The principle that the majority have a right to rule the minority, practically resolves all government into a mere contest between two bodies of men, as to which of them shall be masters, and which of them slaves; a contest, that -- however bloody -- can, in the nature of things, never be finally closed, so long as man refuses to be a slave.
Benjamin Franklin:
Democracy is two wolves and a lamb voting on what to have for lunch. Liberty is a well-armed lamb contesting the vote!
Walter E. Williams:
Democracy and liberty are not the same. Democracy is little more than mob rule, while liberty refers to the sovereignty of the individual.
John Adams:
Remember, democracy never lasts long. It soon wastes, exhausts, and murders itself. There never was a democracy yet that did not commit suicide.
Democracy will soon degenerate into an anarchy, such an anarchy that every man will do what is right in his own eyes and no man’s life or property or reputation or liberty will be secure, and every one of these will soon mould itself into a system of subordination of all the moral virtues and intellectual abilities, all the powers of wealth, beauty, wit and science, to the wanton pleasures, the capricious will, and the execrable cruelty of one or a very few.
Neal Boortz:
Our founding fathers detested the idea of a democracy and labored long to prevent America becoming one. Once again -- the word 'democracy' does not appear in the Declaration of Independence, the Constitution of the United States, or the constitution of any of the fifty states. Not once. Furthermore, take a look at State of the Union speeches. You won’t find the 'D' word uttered once until the Wilson years.
James Madison:
From this view of the subject, it may be concluded, that a pure Democracy, by which I mean a society, consisting of a small number of citizens, who assemble and administer the Government in person, can admit no cure for the mischiefs of faction. A common passion or interest will in almost every case, be felt by the majority of the whole; a communication and concert results from the form of government itself; and there is nothing to check the inducements to sacrifice the weaker party, or an obnoxious individual. Hence it is, that such Democracies have ever been spectacles of turbulence and contention; have ever been found incompatible with personal security, or the rights of property, and have in general been as short in their lives, as they have been violent in their deaths.
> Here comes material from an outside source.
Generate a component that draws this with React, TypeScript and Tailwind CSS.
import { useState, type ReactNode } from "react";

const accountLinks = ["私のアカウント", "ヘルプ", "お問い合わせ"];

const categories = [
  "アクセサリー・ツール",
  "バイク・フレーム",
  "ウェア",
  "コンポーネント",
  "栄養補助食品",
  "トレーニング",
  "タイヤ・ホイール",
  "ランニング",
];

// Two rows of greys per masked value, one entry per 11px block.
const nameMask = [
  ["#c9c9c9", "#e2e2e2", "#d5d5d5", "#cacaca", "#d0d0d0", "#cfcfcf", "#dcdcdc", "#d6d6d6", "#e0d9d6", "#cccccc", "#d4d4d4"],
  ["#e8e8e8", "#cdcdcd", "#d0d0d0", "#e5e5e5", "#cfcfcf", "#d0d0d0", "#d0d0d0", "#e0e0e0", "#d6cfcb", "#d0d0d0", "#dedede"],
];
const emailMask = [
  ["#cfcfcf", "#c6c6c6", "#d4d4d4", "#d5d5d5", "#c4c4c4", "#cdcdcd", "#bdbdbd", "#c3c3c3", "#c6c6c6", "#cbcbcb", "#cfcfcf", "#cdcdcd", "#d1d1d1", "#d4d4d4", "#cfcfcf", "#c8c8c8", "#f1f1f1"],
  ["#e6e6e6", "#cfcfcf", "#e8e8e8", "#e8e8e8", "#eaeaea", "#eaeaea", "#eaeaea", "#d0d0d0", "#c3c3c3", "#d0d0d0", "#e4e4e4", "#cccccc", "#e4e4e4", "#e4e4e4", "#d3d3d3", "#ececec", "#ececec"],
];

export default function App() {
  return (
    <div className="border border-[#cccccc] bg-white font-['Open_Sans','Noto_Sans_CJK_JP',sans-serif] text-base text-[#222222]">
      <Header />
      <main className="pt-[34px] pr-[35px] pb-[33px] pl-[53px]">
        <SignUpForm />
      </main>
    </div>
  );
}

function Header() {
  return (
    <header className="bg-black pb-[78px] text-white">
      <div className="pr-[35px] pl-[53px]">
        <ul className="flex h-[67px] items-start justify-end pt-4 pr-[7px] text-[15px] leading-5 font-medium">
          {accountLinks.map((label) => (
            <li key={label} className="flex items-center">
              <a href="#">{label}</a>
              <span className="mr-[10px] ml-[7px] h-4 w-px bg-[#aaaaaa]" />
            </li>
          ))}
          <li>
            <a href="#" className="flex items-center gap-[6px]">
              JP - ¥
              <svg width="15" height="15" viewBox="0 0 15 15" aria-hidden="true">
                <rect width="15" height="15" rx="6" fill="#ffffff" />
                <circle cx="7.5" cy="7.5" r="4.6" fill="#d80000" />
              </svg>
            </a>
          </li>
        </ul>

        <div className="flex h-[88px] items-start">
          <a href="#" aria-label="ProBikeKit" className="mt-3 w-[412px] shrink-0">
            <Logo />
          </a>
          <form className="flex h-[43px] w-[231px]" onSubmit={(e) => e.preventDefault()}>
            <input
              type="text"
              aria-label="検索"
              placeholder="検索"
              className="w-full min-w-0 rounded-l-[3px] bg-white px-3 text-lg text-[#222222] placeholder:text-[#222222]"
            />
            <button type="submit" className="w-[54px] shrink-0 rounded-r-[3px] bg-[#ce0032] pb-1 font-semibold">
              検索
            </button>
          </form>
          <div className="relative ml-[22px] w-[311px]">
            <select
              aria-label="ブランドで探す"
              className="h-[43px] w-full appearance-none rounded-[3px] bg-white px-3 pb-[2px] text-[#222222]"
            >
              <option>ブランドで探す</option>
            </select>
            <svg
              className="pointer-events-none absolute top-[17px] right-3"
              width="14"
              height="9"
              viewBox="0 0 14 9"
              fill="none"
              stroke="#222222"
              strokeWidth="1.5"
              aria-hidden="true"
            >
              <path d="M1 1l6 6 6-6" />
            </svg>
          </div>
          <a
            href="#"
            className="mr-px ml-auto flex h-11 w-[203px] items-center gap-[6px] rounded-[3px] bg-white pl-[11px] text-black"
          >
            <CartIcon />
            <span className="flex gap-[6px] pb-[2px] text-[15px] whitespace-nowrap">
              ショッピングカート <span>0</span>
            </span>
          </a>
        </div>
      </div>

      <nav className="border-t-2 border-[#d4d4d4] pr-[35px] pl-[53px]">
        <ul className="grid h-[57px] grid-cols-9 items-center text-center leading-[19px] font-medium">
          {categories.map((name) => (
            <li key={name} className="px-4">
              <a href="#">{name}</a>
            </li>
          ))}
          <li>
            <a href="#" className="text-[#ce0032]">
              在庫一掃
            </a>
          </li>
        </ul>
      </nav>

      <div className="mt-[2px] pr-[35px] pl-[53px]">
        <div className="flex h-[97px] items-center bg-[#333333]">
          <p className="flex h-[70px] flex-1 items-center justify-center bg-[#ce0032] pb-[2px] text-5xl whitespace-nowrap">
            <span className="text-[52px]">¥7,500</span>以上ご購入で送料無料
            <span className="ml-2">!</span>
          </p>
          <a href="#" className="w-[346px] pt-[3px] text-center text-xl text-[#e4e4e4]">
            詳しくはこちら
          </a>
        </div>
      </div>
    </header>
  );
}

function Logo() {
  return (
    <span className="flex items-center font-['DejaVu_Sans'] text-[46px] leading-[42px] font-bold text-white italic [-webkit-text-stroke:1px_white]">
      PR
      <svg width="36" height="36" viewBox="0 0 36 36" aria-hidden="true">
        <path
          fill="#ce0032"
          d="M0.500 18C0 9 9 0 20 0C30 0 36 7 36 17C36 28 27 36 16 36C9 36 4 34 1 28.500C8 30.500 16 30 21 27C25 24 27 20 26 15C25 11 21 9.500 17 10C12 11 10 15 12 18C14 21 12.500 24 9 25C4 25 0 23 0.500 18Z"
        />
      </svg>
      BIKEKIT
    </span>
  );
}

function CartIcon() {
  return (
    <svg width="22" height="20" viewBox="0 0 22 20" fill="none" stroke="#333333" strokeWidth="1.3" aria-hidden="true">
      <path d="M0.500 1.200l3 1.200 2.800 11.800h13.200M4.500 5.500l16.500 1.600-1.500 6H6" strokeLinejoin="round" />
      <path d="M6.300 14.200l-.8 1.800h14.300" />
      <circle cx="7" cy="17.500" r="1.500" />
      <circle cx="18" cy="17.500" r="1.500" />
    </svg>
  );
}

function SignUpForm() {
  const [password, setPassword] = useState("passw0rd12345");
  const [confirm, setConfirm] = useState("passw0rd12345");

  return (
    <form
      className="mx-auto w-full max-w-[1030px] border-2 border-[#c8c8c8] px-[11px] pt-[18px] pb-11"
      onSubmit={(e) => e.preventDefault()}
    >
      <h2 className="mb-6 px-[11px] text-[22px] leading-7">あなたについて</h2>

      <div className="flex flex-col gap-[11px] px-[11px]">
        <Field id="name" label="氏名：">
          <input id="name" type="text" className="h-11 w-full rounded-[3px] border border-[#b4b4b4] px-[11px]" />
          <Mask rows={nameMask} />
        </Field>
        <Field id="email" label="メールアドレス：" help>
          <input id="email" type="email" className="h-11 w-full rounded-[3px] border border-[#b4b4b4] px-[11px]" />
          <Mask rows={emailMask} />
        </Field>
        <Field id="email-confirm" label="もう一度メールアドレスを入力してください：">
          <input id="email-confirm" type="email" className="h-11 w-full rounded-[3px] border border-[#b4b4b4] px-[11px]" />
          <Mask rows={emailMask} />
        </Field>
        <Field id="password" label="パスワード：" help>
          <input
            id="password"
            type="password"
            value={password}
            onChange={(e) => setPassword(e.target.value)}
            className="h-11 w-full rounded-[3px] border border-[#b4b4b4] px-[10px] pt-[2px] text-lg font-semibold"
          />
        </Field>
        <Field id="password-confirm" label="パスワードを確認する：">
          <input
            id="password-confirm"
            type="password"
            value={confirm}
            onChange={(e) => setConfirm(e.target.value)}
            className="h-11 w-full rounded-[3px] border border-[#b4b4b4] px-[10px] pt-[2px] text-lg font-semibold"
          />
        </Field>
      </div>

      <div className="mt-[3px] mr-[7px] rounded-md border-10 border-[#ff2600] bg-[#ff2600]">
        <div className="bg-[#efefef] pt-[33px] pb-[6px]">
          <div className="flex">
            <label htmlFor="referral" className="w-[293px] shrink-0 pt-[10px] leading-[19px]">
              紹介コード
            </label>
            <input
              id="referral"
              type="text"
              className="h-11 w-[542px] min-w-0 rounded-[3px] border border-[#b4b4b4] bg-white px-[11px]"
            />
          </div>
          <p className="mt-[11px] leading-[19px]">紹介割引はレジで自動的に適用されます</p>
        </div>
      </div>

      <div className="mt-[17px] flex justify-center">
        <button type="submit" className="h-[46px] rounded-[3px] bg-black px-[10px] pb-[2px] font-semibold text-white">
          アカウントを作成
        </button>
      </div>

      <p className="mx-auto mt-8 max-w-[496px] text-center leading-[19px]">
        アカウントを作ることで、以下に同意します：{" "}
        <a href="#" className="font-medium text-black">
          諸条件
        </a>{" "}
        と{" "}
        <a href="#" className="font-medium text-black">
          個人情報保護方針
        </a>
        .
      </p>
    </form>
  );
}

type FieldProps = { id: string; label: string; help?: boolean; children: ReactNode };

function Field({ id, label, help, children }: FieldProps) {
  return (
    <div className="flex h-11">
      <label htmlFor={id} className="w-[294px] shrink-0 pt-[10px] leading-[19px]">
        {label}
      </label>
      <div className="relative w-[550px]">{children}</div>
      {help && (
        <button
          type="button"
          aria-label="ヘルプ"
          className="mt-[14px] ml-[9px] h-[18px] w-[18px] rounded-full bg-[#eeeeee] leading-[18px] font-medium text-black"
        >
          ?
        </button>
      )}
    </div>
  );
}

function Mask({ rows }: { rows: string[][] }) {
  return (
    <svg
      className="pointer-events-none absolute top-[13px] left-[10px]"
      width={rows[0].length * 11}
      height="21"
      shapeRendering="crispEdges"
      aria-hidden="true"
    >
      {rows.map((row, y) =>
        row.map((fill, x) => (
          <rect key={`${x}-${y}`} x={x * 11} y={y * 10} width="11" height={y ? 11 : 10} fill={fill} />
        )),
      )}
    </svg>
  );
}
Theoretic politicians, who have patronized this species of government, have erroneously supposed, that by reducing mankind to a perfect equality in their political rights, they would, at the same time, be perfectly equalized and assimilated in their possessions, their opinions, and their passions.
Richard M. Ebeling:
Democracy in itself does not define or guarantee a free society. History has told many stories of democratic societies that have degenerated into corruption, plunder, and tyranny.
James Fenimore Cooper:
The tendency of democracies is, in all things, to mediocrity.
Benito Mussolini:
Democracy is talking itself to death. The people do not know what they want; they do not know what is the best for them. There is too much foolishness, too much lost motion. I have stopped the talk and the nonsense. I am a man of action. Democracy is beautiful in theory; in practice it is a fallacy. You in America will see that some day.
Ralph Waldo Emerson:
Democracy is morose, and runs to anarchy.
James Russell Lowell:
Democracy gives every man the right to be his own oppressor.
Voltaire:
The ideal form of government is democracy tempered with assassination.
Sir Winston Churchill:
The best argument against democracy is a five-minute conversation with the average voter.
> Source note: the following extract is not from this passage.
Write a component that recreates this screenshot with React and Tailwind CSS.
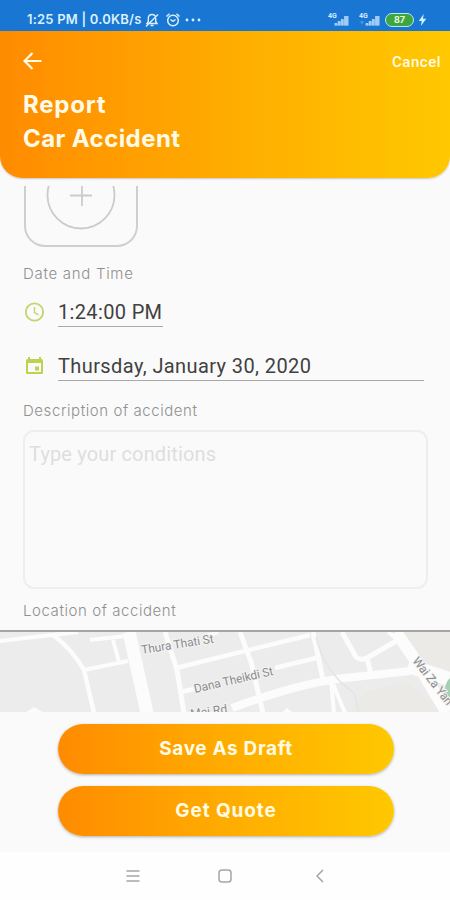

Democracy is the worst form of government except for all those others that have been tried.
Thomas Babington Macaulay:
American democracy must be a failure because it places the supreme authority in the hands of the poorest and most ignorant part of the society.
Friedrich August von Hayek:
By giving the government unlimited powers, the most arbitrary rule can be made legal; and in this way a democracy may set up the most complete despotism imaginable.
H. L. Mencken:
Democracy is a form of religion, it is the worship of jackals by jack asses.
Oscar Wilde:
Democracy means simply the bludgeoning of the people by the people for the people.
Alexis de Tocqueville:
I am far from denying that newspapers in democratic countries lead citizens to do very ill-considered things in common; but without newspapers there would be hardly any common action at all. So they mend many more ills than they cause.
Thomas Sowell:
To include freedom in the very definition of democracy is to define a process not by its actual characteristics as a process but by its hoped for results. This is not only intellectually invalid, it is, in practical terms, blinding oneself in advance to some of the unwanted consequences of the process.
Adolf Hitler:
National Socialism is what Marxism might have been if it could have broken its absurd and artificial ties with the democratic order.

Dave Barry:
The Democrats seem to be basically nicer people, but they have demonstrated time and time again that they have the management skills of celery. They're the kind of people who'd stop to help you change a flat, but would somehow manage to set your car on fire. I would be reluctant to entrust them with a Cuisinart, let alone the economy. The Republicans, on the other hand, would know how to fix your tire, but they wouldn't bother to stop because they'd want to be on time for Ugly Pants Night at the country club.
Harry S. Truman:
Secrecy and a free, democratic government don’t mix.
Henry David Thoreau:
Is a democracy, such as we know it, the last improvement possible in government? Is it not possible to take a step further towards recognizing and organizing the rights of man? There will never be a really free and enlightened State until the State comes to recognize the individual as a higher and independent power, from which all its own power and authority are derived, and treats him accordingly. I please myself with imagining a State at least which can afford to be just to all men, and to treat the individual with respect as a neighbor; which even would not think it inconsistent with its own repose if a few were to live aloof from it, not meddling with it, nor embraced by it, who fulfilled all the duties of neighbors and fellow-men. A State which bore this kind of fruit, and suffered it to drop off as fast as it ripened, would prepare the way for a still more perfect and glorious State, which also I have imagined, but not yet anywhere seen.